> [Exercise objective]: Skip every picture and transcribe the remaining material exactly.

> [Data extract]:
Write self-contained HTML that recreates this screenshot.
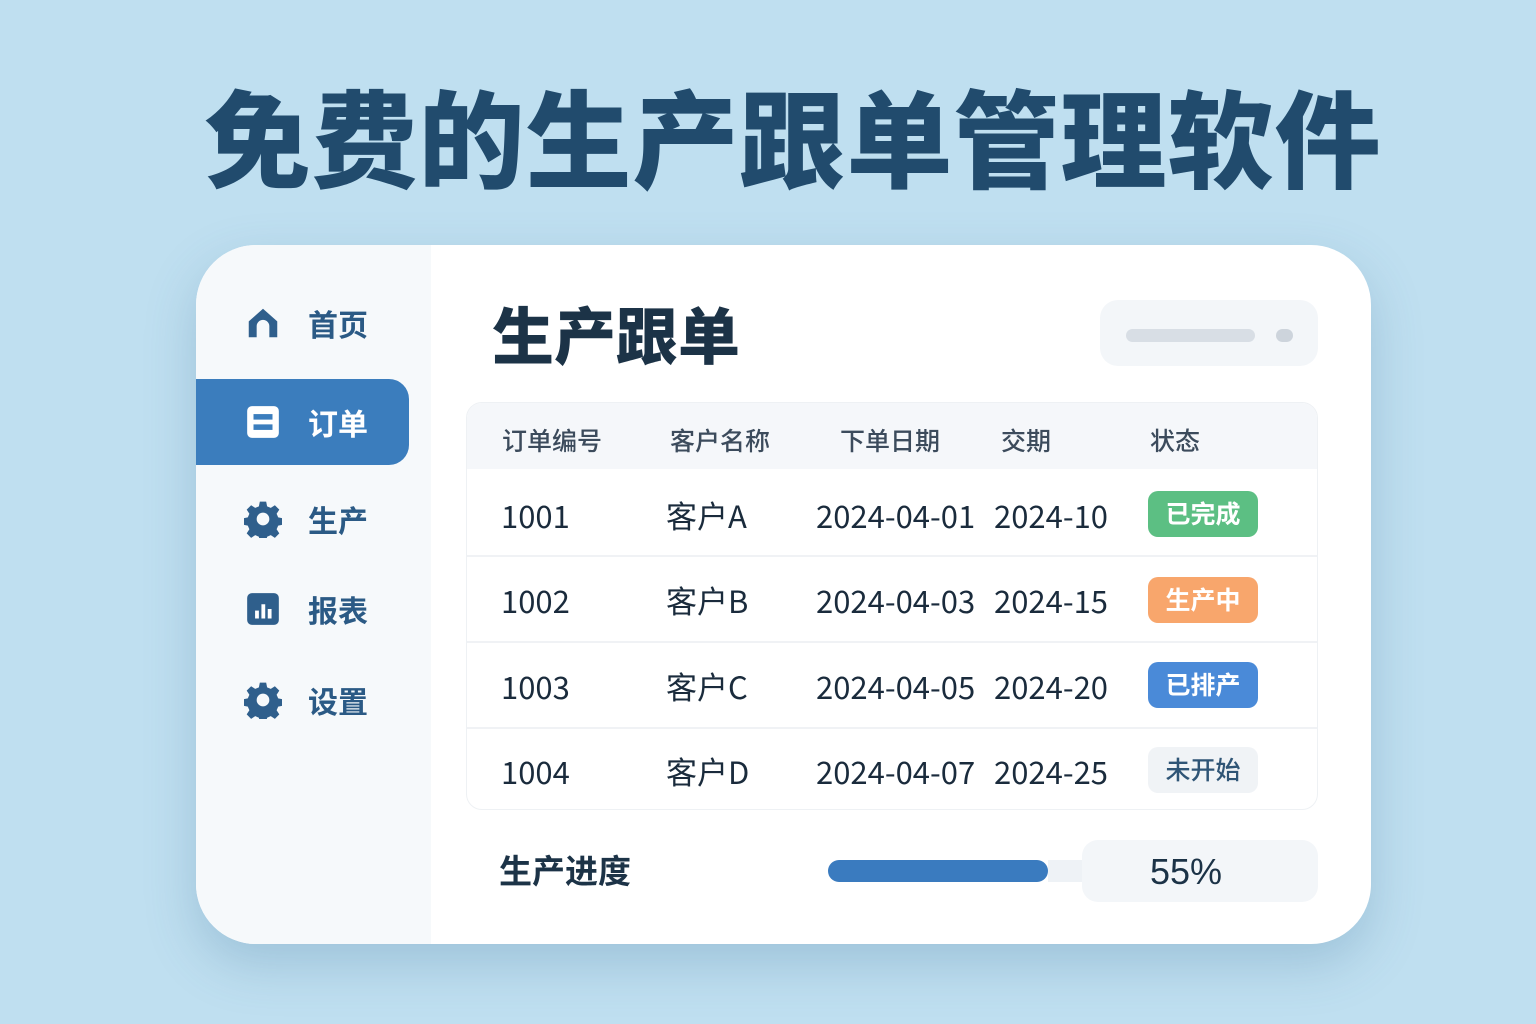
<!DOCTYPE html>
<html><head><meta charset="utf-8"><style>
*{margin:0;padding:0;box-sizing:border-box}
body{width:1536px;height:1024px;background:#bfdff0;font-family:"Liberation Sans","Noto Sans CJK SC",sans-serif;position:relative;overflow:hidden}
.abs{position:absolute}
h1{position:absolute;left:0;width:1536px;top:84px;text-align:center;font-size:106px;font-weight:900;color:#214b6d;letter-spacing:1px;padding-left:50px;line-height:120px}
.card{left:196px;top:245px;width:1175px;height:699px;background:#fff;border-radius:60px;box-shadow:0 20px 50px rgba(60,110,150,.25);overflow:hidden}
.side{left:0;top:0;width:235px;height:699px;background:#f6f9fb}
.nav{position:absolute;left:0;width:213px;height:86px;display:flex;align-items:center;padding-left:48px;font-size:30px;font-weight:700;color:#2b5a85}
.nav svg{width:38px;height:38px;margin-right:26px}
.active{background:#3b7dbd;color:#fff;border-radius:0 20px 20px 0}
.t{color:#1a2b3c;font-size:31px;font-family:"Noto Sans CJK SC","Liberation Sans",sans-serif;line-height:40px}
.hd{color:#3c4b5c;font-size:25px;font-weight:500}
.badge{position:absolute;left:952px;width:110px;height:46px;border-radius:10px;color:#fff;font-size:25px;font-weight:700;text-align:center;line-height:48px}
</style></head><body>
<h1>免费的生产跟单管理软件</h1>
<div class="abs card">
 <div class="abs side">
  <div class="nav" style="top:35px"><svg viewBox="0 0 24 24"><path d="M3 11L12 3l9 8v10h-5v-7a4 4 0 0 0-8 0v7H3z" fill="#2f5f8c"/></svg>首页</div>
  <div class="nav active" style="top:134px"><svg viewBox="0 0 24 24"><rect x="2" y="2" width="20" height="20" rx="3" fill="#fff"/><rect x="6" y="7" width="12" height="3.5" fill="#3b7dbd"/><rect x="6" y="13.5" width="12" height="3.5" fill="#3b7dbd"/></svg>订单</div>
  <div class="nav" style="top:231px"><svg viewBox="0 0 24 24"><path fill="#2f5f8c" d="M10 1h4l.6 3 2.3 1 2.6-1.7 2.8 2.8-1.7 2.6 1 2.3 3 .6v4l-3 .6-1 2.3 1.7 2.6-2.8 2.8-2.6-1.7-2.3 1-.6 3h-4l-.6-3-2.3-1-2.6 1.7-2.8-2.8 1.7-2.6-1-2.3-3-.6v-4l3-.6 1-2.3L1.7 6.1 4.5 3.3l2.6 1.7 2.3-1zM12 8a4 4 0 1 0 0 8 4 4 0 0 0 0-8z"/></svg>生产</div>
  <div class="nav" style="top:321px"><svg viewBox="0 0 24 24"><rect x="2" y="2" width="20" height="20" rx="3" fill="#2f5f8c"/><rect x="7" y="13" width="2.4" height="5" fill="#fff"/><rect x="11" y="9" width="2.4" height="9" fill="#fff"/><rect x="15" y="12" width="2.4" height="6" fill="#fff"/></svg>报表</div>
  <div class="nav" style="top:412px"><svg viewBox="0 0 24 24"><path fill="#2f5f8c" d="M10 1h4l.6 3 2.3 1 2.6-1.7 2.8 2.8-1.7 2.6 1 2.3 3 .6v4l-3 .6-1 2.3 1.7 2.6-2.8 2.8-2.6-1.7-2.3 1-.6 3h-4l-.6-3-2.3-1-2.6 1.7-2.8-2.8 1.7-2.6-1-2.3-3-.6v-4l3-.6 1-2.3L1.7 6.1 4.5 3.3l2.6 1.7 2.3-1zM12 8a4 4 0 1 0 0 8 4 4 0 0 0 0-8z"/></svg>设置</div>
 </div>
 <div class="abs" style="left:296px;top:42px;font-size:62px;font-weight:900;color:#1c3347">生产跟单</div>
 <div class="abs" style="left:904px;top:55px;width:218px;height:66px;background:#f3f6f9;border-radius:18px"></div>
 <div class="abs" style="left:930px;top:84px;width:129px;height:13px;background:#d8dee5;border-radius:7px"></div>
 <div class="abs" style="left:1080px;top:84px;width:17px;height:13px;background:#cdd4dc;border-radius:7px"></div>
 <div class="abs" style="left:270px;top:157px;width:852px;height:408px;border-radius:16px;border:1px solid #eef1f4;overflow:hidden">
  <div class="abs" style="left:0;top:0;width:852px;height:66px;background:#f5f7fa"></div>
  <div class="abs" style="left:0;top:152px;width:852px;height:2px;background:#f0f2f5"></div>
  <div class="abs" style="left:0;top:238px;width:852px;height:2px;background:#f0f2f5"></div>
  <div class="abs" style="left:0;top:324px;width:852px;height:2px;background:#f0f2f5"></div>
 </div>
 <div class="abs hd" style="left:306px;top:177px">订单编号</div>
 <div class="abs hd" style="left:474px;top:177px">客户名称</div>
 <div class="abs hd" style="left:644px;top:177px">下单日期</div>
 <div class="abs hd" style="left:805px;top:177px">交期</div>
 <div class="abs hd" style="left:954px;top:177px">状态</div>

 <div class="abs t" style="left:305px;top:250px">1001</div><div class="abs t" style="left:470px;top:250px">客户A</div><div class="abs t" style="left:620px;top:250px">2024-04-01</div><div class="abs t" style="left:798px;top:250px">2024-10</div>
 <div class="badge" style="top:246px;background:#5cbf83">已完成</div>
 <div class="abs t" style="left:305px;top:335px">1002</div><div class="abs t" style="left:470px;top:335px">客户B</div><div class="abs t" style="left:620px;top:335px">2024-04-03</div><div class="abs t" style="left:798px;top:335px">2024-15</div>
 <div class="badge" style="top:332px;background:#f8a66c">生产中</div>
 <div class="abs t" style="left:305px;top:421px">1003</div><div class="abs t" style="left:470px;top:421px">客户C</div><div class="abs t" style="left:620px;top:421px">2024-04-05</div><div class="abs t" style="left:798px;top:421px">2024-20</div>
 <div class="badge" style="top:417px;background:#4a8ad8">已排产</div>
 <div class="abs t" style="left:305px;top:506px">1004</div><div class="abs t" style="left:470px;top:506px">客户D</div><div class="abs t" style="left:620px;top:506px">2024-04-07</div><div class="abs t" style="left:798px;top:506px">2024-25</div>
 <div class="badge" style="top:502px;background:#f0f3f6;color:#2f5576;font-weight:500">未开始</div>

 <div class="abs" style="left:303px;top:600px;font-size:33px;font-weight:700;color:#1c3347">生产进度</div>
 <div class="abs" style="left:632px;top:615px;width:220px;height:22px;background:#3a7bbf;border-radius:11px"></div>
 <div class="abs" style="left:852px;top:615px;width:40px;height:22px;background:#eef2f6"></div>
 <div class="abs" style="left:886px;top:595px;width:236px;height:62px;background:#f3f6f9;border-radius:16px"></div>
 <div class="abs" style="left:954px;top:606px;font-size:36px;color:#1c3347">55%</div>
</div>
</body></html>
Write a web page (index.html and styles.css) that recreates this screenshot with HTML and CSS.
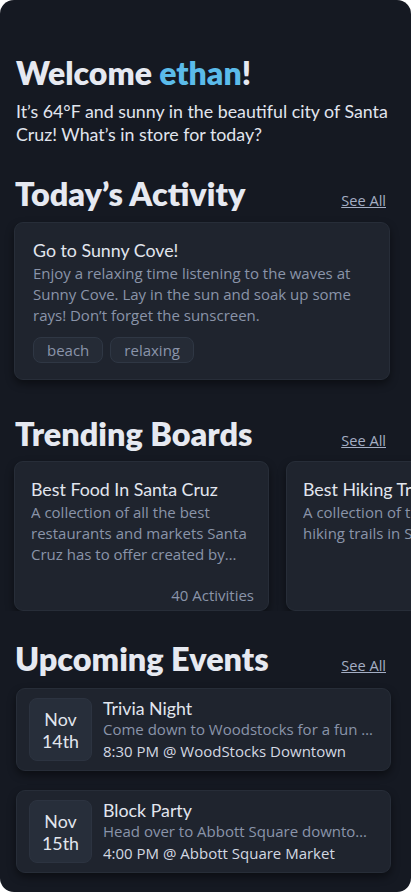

> [Solution for this task]:
Write self-contained HTML that recreates this screenshot.
<!DOCTYPE html>
<html><head><meta charset="utf-8"><style>
*{margin:0;padding:0;box-sizing:border-box}
body{width:1536px;height:1024px;background:#bfdff0;font-family:"Liberation Sans","Noto Sans CJK SC",sans-serif;position:relative;overflow:hidden}
.abs{position:absolute}
h1{position:absolute;left:0;width:1536px;top:84px;text-align:center;font-size:106px;font-weight:900;color:#214b6d;letter-spacing:1px;padding-left:50px;line-height:120px}
.card{left:196px;top:245px;width:1175px;height:699px;background:#fff;border-radius:60px;box-shadow:0 20px 50px rgba(60,110,150,.25);overflow:hidden}
.side{left:0;top:0;width:235px;height:699px;background:#f6f9fb}
.nav{position:absolute;left:0;width:213px;height:86px;display:flex;align-items:center;padding-left:48px;font-size:30px;font-weight:700;color:#2b5a85}
.nav svg{width:38px;height:38px;margin-right:26px}
.active{background:#3b7dbd;color:#fff;border-radius:0 20px 20px 0}
.t{color:#1a2b3c;font-size:31px;font-family:"Noto Sans CJK SC","Liberation Sans",sans-serif;line-height:40px}
.hd{color:#3c4b5c;font-size:25px;font-weight:500}
.badge{position:absolute;left:952px;width:110px;height:46px;border-radius:10px;color:#fff;font-size:25px;font-weight:700;text-align:center;line-height:48px}
</style></head><body>
<h1>免费的生产跟单管理软件</h1>
<div class="abs card">
 <div class="abs side">
  <div class="nav" style="top:35px"><svg viewBox="0 0 24 24"><path d="M3 11L12 3l9 8v10h-5v-7a4 4 0 0 0-8 0v7H3z" fill="#2f5f8c"/></svg>首页</div>
  <div class="nav active" style="top:134px"><svg viewBox="0 0 24 24"><rect x="2" y="2" width="20" height="20" rx="3" fill="#fff"/><rect x="6" y="7" width="12" height="3.5" fill="#3b7dbd"/><rect x="6" y="13.5" width="12" height="3.5" fill="#3b7dbd"/></svg>订单</div>
  <div class="nav" style="top:231px"><svg viewBox="0 0 24 24"><path fill="#2f5f8c" d="M10 1h4l.6 3 2.3 1 2.6-1.7 2.8 2.8-1.7 2.6 1 2.3 3 .6v4l-3 .6-1 2.3 1.7 2.6-2.8 2.8-2.6-1.7-2.3 1-.6 3h-4l-.6-3-2.3-1-2.6 1.7-2.8-2.8 1.7-2.6-1-2.3-3-.6v-4l3-.6 1-2.3L1.7 6.1 4.5 3.3l2.6 1.7 2.3-1zM12 8a4 4 0 1 0 0 8 4 4 0 0 0 0-8z"/></svg>生产</div>
  <div class="nav" style="top:321px"><svg viewBox="0 0 24 24"><rect x="2" y="2" width="20" height="20" rx="3" fill="#2f5f8c"/><rect x="7" y="13" width="2.4" height="5" fill="#fff"/><rect x="11" y="9" width="2.4" height="9" fill="#fff"/><rect x="15" y="12" width="2.4" height="6" fill="#fff"/></svg>报表</div>
  <div class="nav" style="top:412px"><svg viewBox="0 0 24 24"><path fill="#2f5f8c" d="M10 1h4l.6 3 2.3 1 2.6-1.7 2.8 2.8-1.7 2.6 1 2.3 3 .6v4l-3 .6-1 2.3 1.7 2.6-2.8 2.8-2.6-1.7-2.3 1-.6 3h-4l-.6-3-2.3-1-2.6 1.7-2.8-2.8 1.7-2.6-1-2.3-3-.6v-4l3-.6 1-2.3L1.7 6.1 4.5 3.3l2.6 1.7 2.3-1zM12 8a4 4 0 1 0 0 8 4 4 0 0 0 0-8z"/></svg>设置</div>
 </div>
 <div class="abs" style="left:296px;top:42px;font-size:62px;font-weight:900;color:#1c3347">生产跟单</div>
 <div class="abs" style="left:904px;top:55px;width:218px;height:66px;background:#f3f6f9;border-radius:18px"></div>
 <div class="abs" style="left:930px;top:84px;width:129px;height:13px;background:#d8dee5;border-radius:7px"></div>
 <div class="abs" style="left:1080px;top:84px;width:17px;height:13px;background:#cdd4dc;border-radius:7px"></div>
 <div class="abs" style="left:270px;top:157px;width:852px;height:408px;border-radius:16px;border:1px solid #eef1f4;overflow:hidden">
  <div class="abs" style="left:0;top:0;width:852px;height:66px;background:#f5f7fa"></div>
  <div class="abs" style="left:0;top:152px;width:852px;height:2px;background:#f0f2f5"></div>
  <div class="abs" style="left:0;top:238px;width:852px;height:2px;background:#f0f2f5"></div>
  <div class="abs" style="left:0;top:324px;width:852px;height:2px;background:#f0f2f5"></div>
 </div>
 <div class="abs hd" style="left:306px;top:177px">订单编号</div>
 <div class="abs hd" style="left:474px;top:177px">客户名称</div>
 <div class="abs hd" style="left:644px;top:177px">下单日期</div>
 <div class="abs hd" style="left:805px;top:177px">交期</div>
 <div class="abs hd" style="left:954px;top:177px">状态</div>

 <div class="abs t" style="left:305px;top:250px">1001</div><div class="abs t" style="left:470px;top:250px">客户A</div><div class="abs t" style="left:620px;top:250px">2024-04-01</div><div class="abs t" style="left:798px;top:250px">2024-10</div>
 <div class="badge" style="top:246px;background:#5cbf83">已完成</div>
 <div class="abs t" style="left:305px;top:335px">1002</div><div class="abs t" style="left:470px;top:335px">客户B</div><div class="abs t" style="left:620px;top:335px">2024-04-03</div><div class="abs t" style="left:798px;top:335px">2024-15</div>
 <div class="badge" style="top:332px;background:#f8a66c">生产中</div>
 <div class="abs t" style="left:305px;top:421px">1003</div><div class="abs t" style="left:470px;top:421px">客户C</div><div class="abs t" style="left:620px;top:421px">2024-04-05</div><div class="abs t" style="left:798px;top:421px">2024-20</div>
 <div class="badge" style="top:417px;background:#4a8ad8">已排产</div>
 <div class="abs t" style="left:305px;top:506px">1004</div><div class="abs t" style="left:470px;top:506px">客户D</div><div class="abs t" style="left:620px;top:506px">2024-04-07</div><div class="abs t" style="left:798px;top:506px">2024-25</div>
 <div class="badge" style="top:502px;background:#f0f3f6;color:#2f5576;font-weight:500">未开始</div>

 <div class="abs" style="left:303px;top:600px;font-size:33px;font-weight:700;color:#1c3347">生产进度</div>
 <div class="abs" style="left:632px;top:615px;width:220px;height:22px;background:#3a7bbf;border-radius:11px"></div>
 <div class="abs" style="left:852px;top:615px;width:40px;height:22px;background:#eef2f6"></div>
 <div class="abs" style="left:886px;top:595px;width:236px;height:62px;background:#f3f6f9;border-radius:16px"></div>
 <div class="abs" style="left:954px;top:606px;font-size:36px;color:#1c3347">55%</div>
</div>
</body></html>
Write a web page (index.html and styles.css) that recreates this screenshot with HTML and CSS.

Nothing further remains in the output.